June Cross was born in 1954, the daughter of a semi-famous black comedian and a white woman with dreams of being an actress. Her father is never really in the picture, and when she is just four years old and can no longer pass for white, June’s mother leaves her in the care of a black friend (Aunt Peggy) in Atlantic City, New Jersey, from whom she used to rent an apartment. None of the adults explain what is happening to June , and none of her questions about the change in her life and why she has to pretend that she is something other than her mother’s daughter are ever answered. She spends her childhood trying to navigate the worlds of both black and white without violating the rules of either. As a result, June often feels isolated and out of place as she struggles to find the balance in her life and within her own psyche.

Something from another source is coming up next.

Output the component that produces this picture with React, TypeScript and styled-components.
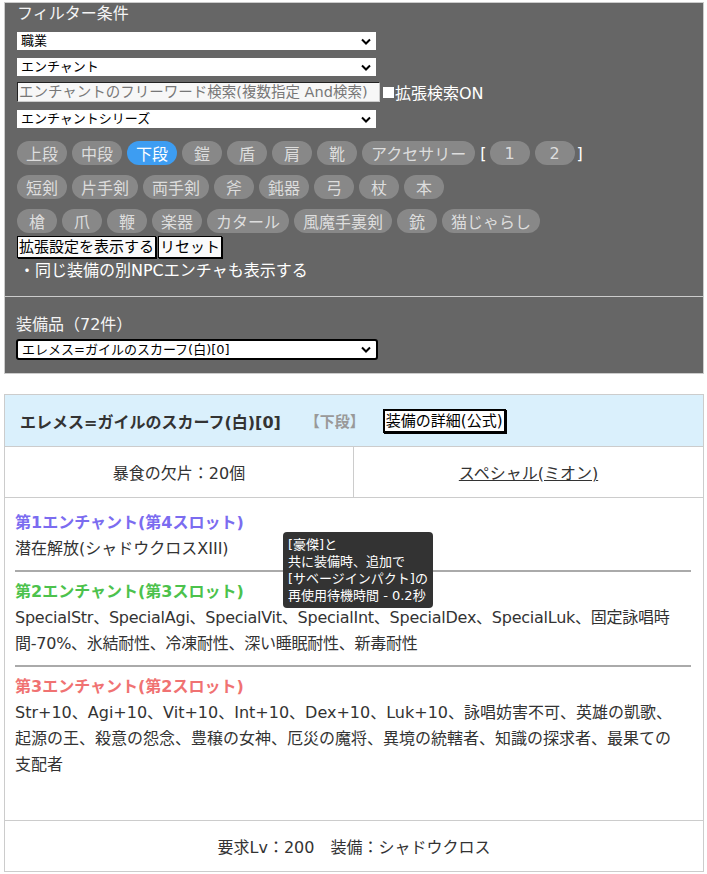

Cross tells her story in such a way that you can tell that she doesn’t look at herself with pity nor does she expect that from the reader. What I did feel was compassion and empathy as she gives a detailed and straightforward account of the circumstances of her mother, and what her myriad motivations were in making the decisions that she made, whether these decisions can be fully understood and supported or not. While Norma, chose to have Cross raised by a black woman, she didn’t choose to give her a clean break, and while bowing out completely would have probably made things easier in a lot of ways for everyone involved, she chooses to participate in her daughter’s life; it’s a decision that Cross comes to support and appreciate many painful years as she slowly confronts and comes to term with her mother in middle age.
There are so many fascinating dynamics that are at work within the story, and as I eagerly flipped the pages I was alternately shocked, dismayed and aghast at the insensitivity and callousness of Cross’ mother and the cruelty that was seemingly unintentional, but which I questioned because it seems as if a white mother with a black child would have tempered her tongue more than Norma took the time to do. Neither having a black child, nor having had a five year relationship with a black man kept Norma from having and voicing her own deep prejudice to her daughter.
Besides the emotional drama, Cross came of age at what is to me a fascinating period in American history. Much of the story is set against the back drop of turmoil in the late 60’s and ’70s. Her white stepfather was a player of sorts in Hollywood and there are stories of tv shows, movies, celebrities and behind the scenes drama. Tumultuous upbringing notwithstanding, Cross went on to attend Harvard and is an award-winning journalist who has reported and produced pieces for shows such as the MacNeil/Lehrer Report and Frontline, including a documentary about her upbringing with the same title as this memoir.
June Cross has led a varied and interesting life and I learned a lot about not only about human relationships and race relations in this country, but also wonderful stories about the evolution of the entertainment industry. If you are n the lookout for a moving and multi-faceted read, then I strongly urge you to check this one out.